Directions for this task = Please quote the material exactly, every line of it.

== Material

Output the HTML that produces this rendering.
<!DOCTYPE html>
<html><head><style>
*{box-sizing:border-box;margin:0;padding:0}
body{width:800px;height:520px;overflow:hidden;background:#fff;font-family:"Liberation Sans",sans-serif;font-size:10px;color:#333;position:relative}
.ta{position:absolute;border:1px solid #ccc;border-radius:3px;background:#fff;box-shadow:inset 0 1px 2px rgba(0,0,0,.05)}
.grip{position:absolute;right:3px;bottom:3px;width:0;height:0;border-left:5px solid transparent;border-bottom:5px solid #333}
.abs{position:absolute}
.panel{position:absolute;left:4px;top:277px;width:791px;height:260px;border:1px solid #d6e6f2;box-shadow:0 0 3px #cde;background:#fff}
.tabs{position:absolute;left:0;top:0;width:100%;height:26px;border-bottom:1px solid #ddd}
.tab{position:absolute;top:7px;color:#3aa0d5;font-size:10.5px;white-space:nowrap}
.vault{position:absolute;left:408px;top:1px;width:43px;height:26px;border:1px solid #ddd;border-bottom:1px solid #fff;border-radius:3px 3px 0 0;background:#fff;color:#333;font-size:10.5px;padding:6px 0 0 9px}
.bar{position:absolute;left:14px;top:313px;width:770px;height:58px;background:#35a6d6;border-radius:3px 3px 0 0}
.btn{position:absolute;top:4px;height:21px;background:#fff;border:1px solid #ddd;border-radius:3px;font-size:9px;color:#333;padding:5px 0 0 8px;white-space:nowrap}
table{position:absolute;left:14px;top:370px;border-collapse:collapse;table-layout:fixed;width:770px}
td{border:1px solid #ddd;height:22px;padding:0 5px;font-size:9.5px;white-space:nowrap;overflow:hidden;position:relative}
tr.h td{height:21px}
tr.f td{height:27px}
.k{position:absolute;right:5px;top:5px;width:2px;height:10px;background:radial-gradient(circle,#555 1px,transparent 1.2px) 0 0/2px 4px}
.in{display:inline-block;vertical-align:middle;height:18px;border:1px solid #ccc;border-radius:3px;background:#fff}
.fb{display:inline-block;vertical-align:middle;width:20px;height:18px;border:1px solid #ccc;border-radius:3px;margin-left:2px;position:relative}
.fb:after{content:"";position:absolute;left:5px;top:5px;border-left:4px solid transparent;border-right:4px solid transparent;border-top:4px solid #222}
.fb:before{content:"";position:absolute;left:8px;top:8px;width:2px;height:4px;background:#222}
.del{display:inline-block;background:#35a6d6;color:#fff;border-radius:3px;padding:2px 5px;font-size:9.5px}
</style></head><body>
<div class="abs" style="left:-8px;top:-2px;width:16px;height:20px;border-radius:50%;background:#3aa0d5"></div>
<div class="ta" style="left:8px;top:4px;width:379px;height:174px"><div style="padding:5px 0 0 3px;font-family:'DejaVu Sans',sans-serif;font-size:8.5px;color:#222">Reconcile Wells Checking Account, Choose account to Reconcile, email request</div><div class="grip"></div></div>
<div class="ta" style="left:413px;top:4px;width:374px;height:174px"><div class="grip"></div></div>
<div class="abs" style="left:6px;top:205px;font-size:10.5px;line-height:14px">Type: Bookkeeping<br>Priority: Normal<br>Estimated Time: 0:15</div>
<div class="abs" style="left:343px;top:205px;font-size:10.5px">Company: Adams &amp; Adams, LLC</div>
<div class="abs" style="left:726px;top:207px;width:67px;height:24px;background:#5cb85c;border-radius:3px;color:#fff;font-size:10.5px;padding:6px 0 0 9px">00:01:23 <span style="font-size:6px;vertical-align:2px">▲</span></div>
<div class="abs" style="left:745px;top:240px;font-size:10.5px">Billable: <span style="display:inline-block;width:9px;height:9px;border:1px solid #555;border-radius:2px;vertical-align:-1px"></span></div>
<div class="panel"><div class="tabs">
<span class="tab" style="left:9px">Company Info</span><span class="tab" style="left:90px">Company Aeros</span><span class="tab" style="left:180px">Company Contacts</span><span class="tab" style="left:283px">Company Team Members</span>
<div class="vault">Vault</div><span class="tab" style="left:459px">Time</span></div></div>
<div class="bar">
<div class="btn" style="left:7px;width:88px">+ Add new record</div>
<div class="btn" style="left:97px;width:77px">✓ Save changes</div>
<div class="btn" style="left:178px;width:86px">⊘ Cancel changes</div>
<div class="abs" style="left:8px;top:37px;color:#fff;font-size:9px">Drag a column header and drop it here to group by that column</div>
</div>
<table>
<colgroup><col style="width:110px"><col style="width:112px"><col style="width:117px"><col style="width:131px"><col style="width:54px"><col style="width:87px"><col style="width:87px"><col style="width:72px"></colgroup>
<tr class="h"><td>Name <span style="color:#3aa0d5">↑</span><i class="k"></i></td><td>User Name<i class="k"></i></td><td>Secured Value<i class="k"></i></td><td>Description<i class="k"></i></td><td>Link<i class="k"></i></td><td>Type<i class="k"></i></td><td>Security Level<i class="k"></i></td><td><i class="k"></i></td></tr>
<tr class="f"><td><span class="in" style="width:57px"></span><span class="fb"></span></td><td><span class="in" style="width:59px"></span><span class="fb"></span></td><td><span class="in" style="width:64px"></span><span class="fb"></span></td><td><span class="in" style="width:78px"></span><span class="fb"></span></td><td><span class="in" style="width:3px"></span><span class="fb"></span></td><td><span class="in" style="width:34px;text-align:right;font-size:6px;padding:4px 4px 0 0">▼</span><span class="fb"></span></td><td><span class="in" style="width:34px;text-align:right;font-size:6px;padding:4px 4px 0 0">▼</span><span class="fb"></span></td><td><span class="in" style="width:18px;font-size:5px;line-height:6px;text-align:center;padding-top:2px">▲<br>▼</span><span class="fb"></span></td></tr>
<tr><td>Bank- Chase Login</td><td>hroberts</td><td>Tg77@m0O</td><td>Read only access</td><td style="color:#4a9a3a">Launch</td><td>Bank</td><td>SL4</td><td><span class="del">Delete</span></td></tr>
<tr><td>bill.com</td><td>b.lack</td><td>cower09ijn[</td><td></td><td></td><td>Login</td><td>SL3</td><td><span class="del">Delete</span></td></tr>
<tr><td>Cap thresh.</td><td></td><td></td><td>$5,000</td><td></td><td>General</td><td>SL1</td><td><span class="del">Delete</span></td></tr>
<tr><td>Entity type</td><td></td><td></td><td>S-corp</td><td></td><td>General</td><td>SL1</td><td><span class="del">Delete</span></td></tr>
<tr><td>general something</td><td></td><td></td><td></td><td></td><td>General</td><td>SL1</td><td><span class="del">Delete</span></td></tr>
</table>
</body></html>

====

The completed task =
Output the HTML that produces this rendering.
<!DOCTYPE html>
<html><head><style>
*{box-sizing:border-box;margin:0;padding:0}
body{width:800px;height:520px;overflow:hidden;background:#fff;font-family:"Liberation Sans",sans-serif;font-size:10px;color:#333;position:relative}
.ta{position:absolute;border:1px solid #ccc;border-radius:3px;background:#fff;box-shadow:inset 0 1px 2px rgba(0,0,0,.05)}
.grip{position:absolute;right:3px;bottom:3px;width:0;height:0;border-left:5px solid transparent;border-bottom:5px solid #333}
.abs{position:absolute}
.panel{position:absolute;left:4px;top:277px;width:791px;height:260px;border:1px solid #d6e6f2;box-shadow:0 0 3px #cde;background:#fff}
.tabs{position:absolute;left:0;top:0;width:100%;height:26px;border-bottom:1px solid #ddd}
.tab{position:absolute;top:7px;color:#3aa0d5;font-size:10.5px;white-space:nowrap}
.vault{position:absolute;left:408px;top:1px;width:43px;height:26px;border:1px solid #ddd;border-bottom:1px solid #fff;border-radius:3px 3px 0 0;background:#fff;color:#333;font-size:10.5px;padding:6px 0 0 9px}
.bar{position:absolute;left:14px;top:313px;width:770px;height:58px;background:#35a6d6;border-radius:3px 3px 0 0}
.btn{position:absolute;top:4px;height:21px;background:#fff;border:1px solid #ddd;border-radius:3px;font-size:9px;color:#333;padding:5px 0 0 8px;white-space:nowrap}
table{position:absolute;left:14px;top:370px;border-collapse:collapse;table-layout:fixed;width:770px}
td{border:1px solid #ddd;height:22px;padding:0 5px;font-size:9.5px;white-space:nowrap;overflow:hidden;position:relative}
tr.h td{height:21px}
tr.f td{height:27px}
.k{position:absolute;right:5px;top:5px;width:2px;height:10px;background:radial-gradient(circle,#555 1px,transparent 1.2px) 0 0/2px 4px}
.in{display:inline-block;vertical-align:middle;height:18px;border:1px solid #ccc;border-radius:3px;background:#fff}
.fb{display:inline-block;vertical-align:middle;width:20px;height:18px;border:1px solid #ccc;border-radius:3px;margin-left:2px;position:relative}
.fb:after{content:"";position:absolute;left:5px;top:5px;border-left:4px solid transparent;border-right:4px solid transparent;border-top:4px solid #222}
.fb:before{content:"";position:absolute;left:8px;top:8px;width:2px;height:4px;background:#222}
.del{display:inline-block;background:#35a6d6;color:#fff;border-radius:3px;padding:2px 5px;font-size:9.5px}
</style></head><body>
<div class="abs" style="left:-8px;top:-2px;width:16px;height:20px;border-radius:50%;background:#3aa0d5"></div>
<div class="ta" style="left:8px;top:4px;width:379px;height:174px"><div style="padding:5px 0 0 3px;font-family:'DejaVu Sans',sans-serif;font-size:8.5px;color:#222">Reconcile Wells Checking Account, Choose account to Reconcile, email request</div><div class="grip"></div></div>
<div class="ta" style="left:413px;top:4px;width:374px;height:174px"><div class="grip"></div></div>
<div class="abs" style="left:6px;top:205px;font-size:10.5px;line-height:14px">Type: Bookkeeping<br>Priority: Normal<br>Estimated Time: 0:15</div>
<div class="abs" style="left:343px;top:205px;font-size:10.5px">Company: Adams &amp; Adams, LLC</div>
<div class="abs" style="left:726px;top:207px;width:67px;height:24px;background:#5cb85c;border-radius:3px;color:#fff;font-size:10.5px;padding:6px 0 0 9px">00:01:23 <span style="font-size:6px;vertical-align:2px">▲</span></div>
<div class="abs" style="left:745px;top:240px;font-size:10.5px">Billable: <span style="display:inline-block;width:9px;height:9px;border:1px solid #555;border-radius:2px;vertical-align:-1px"></span></div>
<div class="panel"><div class="tabs">
<span class="tab" style="left:9px">Company Info</span><span class="tab" style="left:90px">Company Aeros</span><span class="tab" style="left:180px">Company Contacts</span><span class="tab" style="left:283px">Company Team Members</span>
<div class="vault">Vault</div><span class="tab" style="left:459px">Time</span></div></div>
<div class="bar">
<div class="btn" style="left:7px;width:88px">+ Add new record</div>
<div class="btn" style="left:97px;width:77px">✓ Save changes</div>
<div class="btn" style="left:178px;width:86px">⊘ Cancel changes</div>
<div class="abs" style="left:8px;top:37px;color:#fff;font-size:9px">Drag a column header and drop it here to group by that column</div>
</div>
<table>
<colgroup><col style="width:110px"><col style="width:112px"><col style="width:117px"><col style="width:131px"><col style="width:54px"><col style="width:87px"><col style="width:87px"><col style="width:72px"></colgroup>
<tr class="h"><td>Name <span style="color:#3aa0d5">↑</span><i class="k"></i></td><td>User Name<i class="k"></i></td><td>Secured Value<i class="k"></i></td><td>Description<i class="k"></i></td><td>Link<i class="k"></i></td><td>Type<i class="k"></i></td><td>Security Level<i class="k"></i></td><td><i class="k"></i></td></tr>
<tr class="f"><td><span class="in" style="width:57px"></span><span class="fb"></span></td><td><span class="in" style="width:59px"></span><span class="fb"></span></td><td><span class="in" style="width:64px"></span><span class="fb"></span></td><td><span class="in" style="width:78px"></span><span class="fb"></span></td><td><span class="in" style="width:3px"></span><span class="fb"></span></td><td><span class="in" style="width:34px;text-align:right;font-size:6px;padding:4px 4px 0 0">▼</span><span class="fb"></span></td><td><span class="in" style="width:34px;text-align:right;font-size:6px;padding:4px 4px 0 0">▼</span><span class="fb"></span></td><td><span class="in" style="width:18px;font-size:5px;line-height:6px;text-align:center;padding-top:2px">▲<br>▼</span><span class="fb"></span></td></tr>
<tr><td>Bank- Chase Login</td><td>hroberts</td><td>Tg77@m0O</td><td>Read only access</td><td style="color:#4a9a3a">Launch</td><td>Bank</td><td>SL4</td><td><span class="del">Delete</span></td></tr>
<tr><td>bill.com</td><td>b.lack</td><td>cower09ijn[</td><td></td><td></td><td>Login</td><td>SL3</td><td><span class="del">Delete</span></td></tr>
<tr><td>Cap thresh.</td><td></td><td></td><td>$5,000</td><td></td><td>General</td><td>SL1</td><td><span class="del">Delete</span></td></tr>
<tr><td>Entity type</td><td></td><td></td><td>S-corp</td><td></td><td>General</td><td>SL1</td><td><span class="del">Delete</span></td></tr>
<tr><td>general something</td><td></td><td></td><td></td><td></td><td>General</td><td>SL1</td><td><span class="del">Delete</span></td></tr>
</table>
</body></html>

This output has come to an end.